Врач предал уединение Корзухина. Потому что преподаватель Коломейцев стал водить к нему своих друзей, таких же вальяжных. А затем пошли студенты: живописцы и искусствоведы, и их друзья. Через год художник уже не помнил, кто когда кого к нему привел, кто представлял ему этих людей, то исчезающих на многие месяцы, то упорно являющихся каждый вечер и которых, наверно, если бы он учил, можно было бы назвать его учениками.
Но он не учил — не отказывался смотреть чужие картины и не смотрел на них — да, вот так! Вот уже поставил перед собой холст или папку с листами, но со стола хочет предварительно убрать карандаши в стаканчик, но и стаканчик надо поставить на полку, где у него стояло несколько книг по искусству и старый энциклопедический словарь, в котором он иногда рассматривал иллюстрации: то план собора Петра и Павла, то разрез минного аппарата Симс-Эдисона, то ботанические рисунки, то портреты великих людей величиной с почтовую марку или с графическими пояснениями: «кучевые облака», «перистые облака» — он делал шаг к полке, но к папке уже не возвращался. По двусмысленному выражению его лица было видно, что это — бегство, и бегство сознательное. Даже на холст, поставленный прямо перед ним, он был способен ни разу не взглянуть, как если бы то место, где стояла картина, было пустым отверстием.
Однако если бы художник раз и навсегда отказался смотреть чужие работы, его со временем перестали бы искушать. Иногда же он решался взглянуть в это отверстие мира. Его одутловатое лицо становилось и страшным, и беспомощным — он будто ожидал удара и дышал с заметным облегчением, когда осмотр был закончен. Некоторые художники годами не решались предъявить ему свои работы, между тем свое мнение он всегда выражал одним и тем же способом: обводил пальцем то место, которое в картине считал удачным. Можно было заметить, что осмотр был тем дольше, чем труднее было ему отыскать этот клочок неиспорченного холста. Его мнение так и передавалось: в воздухе чертили размер «пятачка». И еще иногда он произносил слово, корзухинский смысл которого не знал никто: «Ботаника!»

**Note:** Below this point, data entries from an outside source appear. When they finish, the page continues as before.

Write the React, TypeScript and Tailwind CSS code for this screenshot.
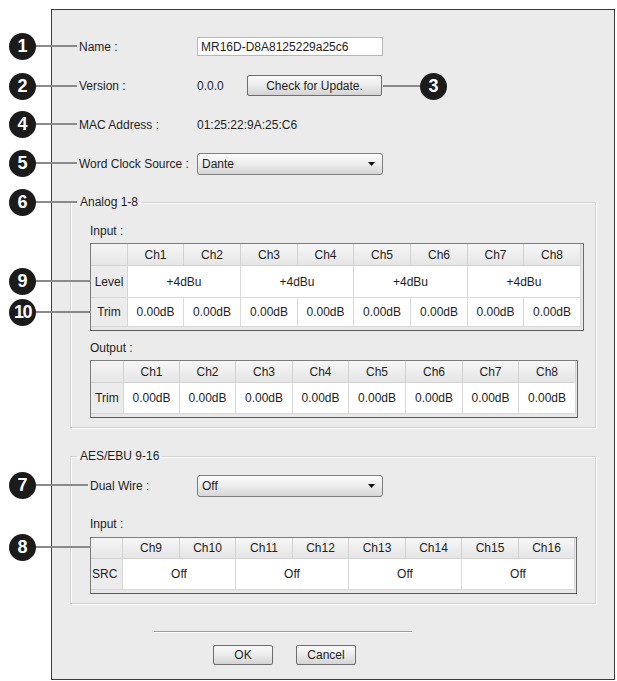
import React from "react";

type Cell = { text: string; span?: number };
type Row = { label: string; height: number; cells: Cell[]; labelAlign?: "center" | "left" };

function DataTable({
  width,
  headWidth,
  cols,
  labels,
  headerHeight,
  rows,
  tail,
}: {
  width: number;
  headWidth: number;
  cols: number[];
  labels: string[];
  headerHeight: number;
  rows: Row[];
  tail: number;
}) {
  return (
    <div
      className="border border-[#7c7c7c] bg-[#e8e8e8] border-b-[#5a5a5a] border-r-[#6a6a6a]"
      style={{ width }}
    >
      <div className="flex" style={{ height: headerHeight }}>
        <div
          className="shrink-0 border-r border-b border-[#d2d2d2] bg-linear-to-b from-[#f5f5f5] to-[#e6e6e6]"
          style={{ width: headWidth }}
        />
        {cols.map((w, i) => (
          <div
            key={i}
            className="shrink-0 flex items-center justify-center border-r border-b border-[#d2d2d2] bg-linear-to-b from-[#f7f7f7] to-[#e5e5e5]"
            style={{ width: w }}
          >
            {labels[i]}
          </div>
        ))}
      </div>
      {rows.map((r, ri) => {
        let c = 0;
        return (
          <div key={ri} className="flex" style={{ height: r.height }}>
            <div
              className={
                "shrink-0 flex items-center border-r border-b border-[#d6d6d6] bg-[#ececec] " +
                (r.labelAlign === "left" ? "justify-start pl-[1px]" : "justify-center")
              }
              style={{ width: headWidth }}
            >
              {r.label}
            </div>
            {r.cells.map((cell, ci) => {
              const span = cell.span ?? 1;
              const w = cols.slice(c, c + span).reduce((a, b) => a + b, 0);
              c += span;
              return (
                <div
                  key={ci}
                  className="shrink-0 flex items-center justify-center bg-white border-r border-b border-[#dadada]"
                  style={{ width: w }}
                >
                  {cell.text}
                </div>
              );
            })}
          </div>
        );
      })}
      <div style={{ height: tail }} />
    </div>
  );
}

function Dropdown({ value }: { value: string }) {
  return (
    <div className="w-[186px] h-[22px] flex items-center justify-between pl-[4px] pr-[7px] rounded-[3px] border border-[#7e7e7e] bg-linear-to-b from-[#fdfdfd] via-[#ececec] to-[#d6d6d6]">
      <span>{value}</span>
      <svg width="7" height="4" viewBox="0 0 7 4">
        <path d="M0 0 H7 L3.5 4 Z" fill="#111" />
      </svg>
    </div>
  );
}

function PushButton({ label, width, height }: { label: string; width: number; height: number }) {
  return (
    <div
      className="flex items-center justify-center rounded-[2px] border border-[#6e6e6e] bg-linear-to-b from-[#fafafa] via-[#ebebeb] to-[#d3d3d3]"
      style={{ width, height }}
    >
      {label}
    </div>
  );
}

function Group({ title, className, children }: { title: string; className?: string; children: React.ReactNode }) {
  return (
    <fieldset
      className={
        "ml-[18px] w-[526px] pl-[6px] border border-[#d3d3d3] shadow-[inset_1px_1px_0_#fbfbfb,1px_1px_0_#fbfbfb] " +
        (className ?? "")
      }
    >
      <legend className="px-[3px] leading-[14px]">{title}</legend>
      <div className="pl-[13px]">{children}</div>
    </fieldset>
  );
}

const chA = ["Ch1", "Ch2", "Ch3", "Ch4", "Ch5", "Ch6", "Ch7", "Ch8"];
const chB = ["Ch9", "Ch10", "Ch11", "Ch12", "Ch13", "Ch14", "Ch15", "Ch16"];
const trims: Cell[] = chA.map(() => ({ text: "0.00dB" }));

// numbered markers drawn over the dialog, with their leader lines
const markers = [
  { n: "1", x: 22, y: 46, to: 77 },
  { n: "2", x: 22, y: 86, to: 77 },
  { n: "4", x: 22, y: 124, to: 77 },
  { n: "5", x: 22, y: 163, to: 77 },
  { n: "6", x: 22, y: 202, to: 77 },
  { n: "9", x: 22, y: 281, to: 91 },
  { n: "10", x: 22, y: 312, to: 91 },
  { n: "7", x: 22, y: 485, to: 88 },
  { n: "8", x: 22, y: 547, to: 91 },
];

export default function App() {
  return (
    <div
      className="relative w-[617px] h-[681px] bg-white overflow-hidden pt-[9px] pl-[51px] text-[12px] text-[#1e1e1e]"
      style={{ fontFamily: '"Liberation Sans", Arial, sans-serif' }}
    >
      <div className="w-[564px] h-[671px] border border-[#3c3c3c] bg-[#ebebeb] flex flex-col">
        <div className="pt-[17px] pl-[27px]">
          <div className="flex items-center h-[39px]">
            <span className="w-[118px]">Name :</span>
            <div className="w-[186px] h-[19px] flex items-center bg-white border border-[#b8b8b8] pl-[3px]">
              MR16D-D8A8125229a25c6
            </div>
          </div>
          <div className="flex items-center h-[39px]">
            <span className="w-[118px]">Version :</span>
            <span className="w-[50px]">0.0.0</span>
            <PushButton label="Check for Update." width={135} height={21} />
          </div>
          <div className="flex items-center h-[39px]">
            <span className="w-[118px]">MAC Address :</span>
            <span>01:25:22:9A:25:C6</span>
          </div>
          <div className="flex items-center h-[39px]">
            <span className="w-[118px]">Word Clock Source :</span>
            <Dropdown value="Dante" />
          </div>
        </div>

        <Group title="Analog 1-8" className="mt-[12px] pb-[9px]">
          <div className="mt-[15px] leading-[14px]">Input :</div>
          <div className="mt-[5px]">
            <DataTable
              width={494}
              headWidth={37}
              cols={[56, 57, 57, 56, 57, 57, 56, 57]}
              labels={chA}
              headerHeight={22}
              tail={3}
              rows={[
                {
                  label: "Level",
                  height: 32,
                  cells: [
                    { text: "+4dBu", span: 2 },
                    { text: "+4dBu", span: 2 },
                    { text: "+4dBu", span: 2 },
                    { text: "+4dBu", span: 2 },
                  ],
                },
                { label: "Trim", height: 29, cells: trims },
              ]}
            />
          </div>
          <div className="mt-[10px] leading-[14px]">Output :</div>
          <div className="mt-[5px]">
            <DataTable
              width={488}
              headWidth={33}
              cols={[56, 56, 57, 56, 57, 57, 56, 57]}
              labels={chA}
              headerHeight={22}
              tail={3}
              rows={[{ label: "Trim", height: 31, cells: trims }]}
            />
          </div>
        </Group>

        <Group title="AES/EBU 9-16" className="mt-[21px] pb-[9px]">
          <div className="mt-[12px] flex items-center h-[22px]">
            <span className="w-[107px]">Dual Wire :</span>
            <Dropdown value="Off" />
          </div>
          <div className="mt-[20px] leading-[14px]">Input :</div>
          <div className="mt-[6px]">
            <DataTable
              width={487}
              headWidth={32}
              cols={[57, 56, 57, 56, 57, 56, 57, 56]}
              labels={chB}
              headerHeight={21}
              tail={3}
              rows={[
                {
                  label: "SRC",
                  height: 31,
                  labelAlign: "left",
                  cells: [
                    { text: "Off", span: 2 },
                    { text: "Off", span: 2 },
                    { text: "Off", span: 2 },
                    { text: "Off", span: 2 },
                  ],
                },
              ]}
            />
          </div>
        </Group>

        <div className="mt-[27px] ml-[102px] w-[258px] h-px bg-[#9c9c9c] shadow-[0_1px_0_#fafafa]" />
        <div className="mt-[13px] ml-[161px] flex gap-[23px]">
          <PushButton label="OK" width={60} height={20} />
          <PushButton label="Cancel" width={60} height={20} />
        </div>
      </div>

      {/* leader from the update button to marker 3 */}
      <div className="absolute left-[383px] top-[85px] w-[40px] h-[2px] bg-[#8a8a8a]" />
      <div className="absolute left-[420px] top-[73px] w-[27px] h-[27px] rounded-full bg-[#1b1b1b] text-white text-[18px] font-bold flex items-center justify-center">
        3
      </div>

      {markers.map((m) => (
        <React.Fragment key={m.n}>
          <div
            className="absolute h-[2px] bg-[#8a8a8a]"
            style={{ left: m.x + 10, top: m.y - 1, width: m.to - m.x - 10 }}
          />
          <div
            className="absolute w-[27px] h-[27px] rounded-full bg-[#1b1b1b] text-white text-[18px] font-bold flex items-center justify-center"
            style={{ left: m.x - 13, top: m.y - 13, letterSpacing: m.n.length > 1 ? "-1.5px" : undefined }}
          >
            {m.n}
          </div>
        </React.Fragment>
      ))}
    </div>
  );
}
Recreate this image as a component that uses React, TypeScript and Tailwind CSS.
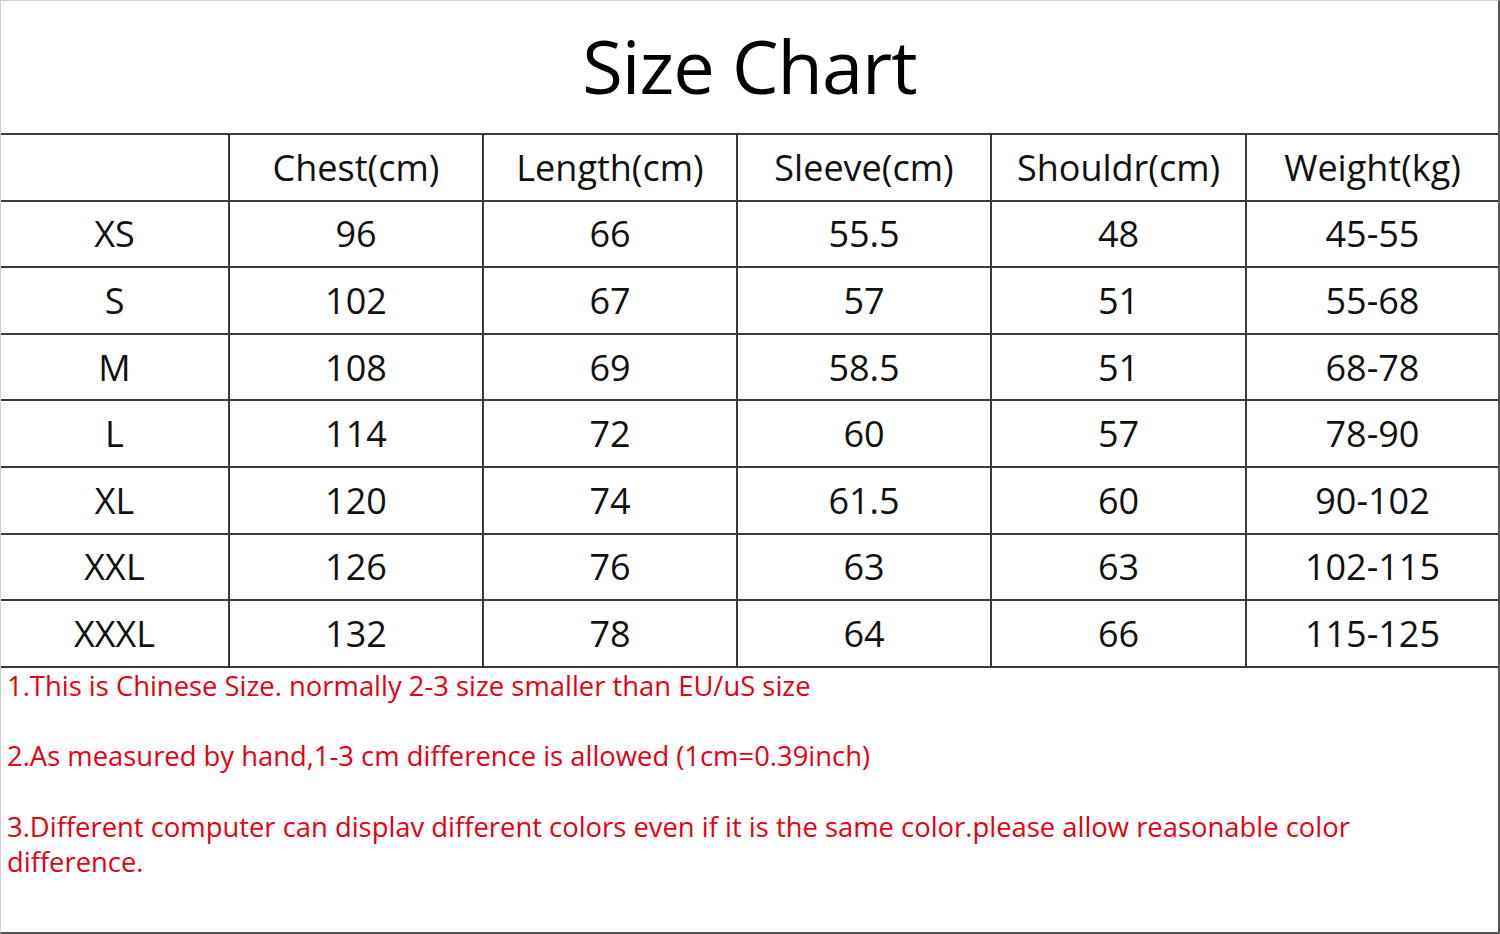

Речь он понимал по движению губ. Да и глухота его не была абсолютной. Он, например, реагировал на стук в дверь; на уличные сигналы милицейских и медицинских машин поднимал голову. «Он не хочет нас слышать, — доказывал своим друзьям студент Коля, который, кажется, поставил перед собой задачу проникнуть во все тайны Олега Корзухина. — Ему, — разъяснял он, — удалось забыть обо всем, что нельзя увидеть глазами, он достиг такой визуальной концентрации на вещах мира, которую знали, возможно, лишь творцы наскальных изображений…»
Родственник предал его многолетнее одиночество. Раньше он начинал день с чистого НАЧАЛА. Нужно было видеть, какой соразмерностью отличались его движения, как если бы каждый предмет он уравновешивал: зубную щетку, ломоть хлеба, стакан чая, — на невидимых тонких весах, — не движения, а математически выверенные траектории рисовались в воздухе. Окутанный ими — одевался жить; упорно вглядывался: здесь ли, в своей вагонообразной комнате, или на улице — в происходящее. Никогда не останавливаясь, проходил мимо, но возвращался, если «завязывалось» (нечто). Возвращался уже озадаченный, уже готовый к смелости, уже бросающийся в глаза — и часто от него бежали матери с детьми, гневались алкаши на скамейках скверов, продавщицы уличных лотков отгоняли, смеялись грязные асфальтщики, косил глазом надменный постовой, собаки вопросительно взмахивали хвостами — он не останавливался, но вдруг снова возвращался, и те, кто хулил его, подмигивали ему, кто бежал, — тому он казался потешным; он мог привести в отчаяние своими возвращениями, своим явно ненормальным интересом; сквозь ветви кустов вдруг снова видишь его дурашливое лицо, а забытого находишь в том же магазине, где стоишь в очереди за мясом. Он, по-видимому, людей помнил долго — годы, персонажи его «объектов» старели, он сам за это время старел и вызывал симпатии одинаковой судьбой, не менее загадочной, чем их собственная.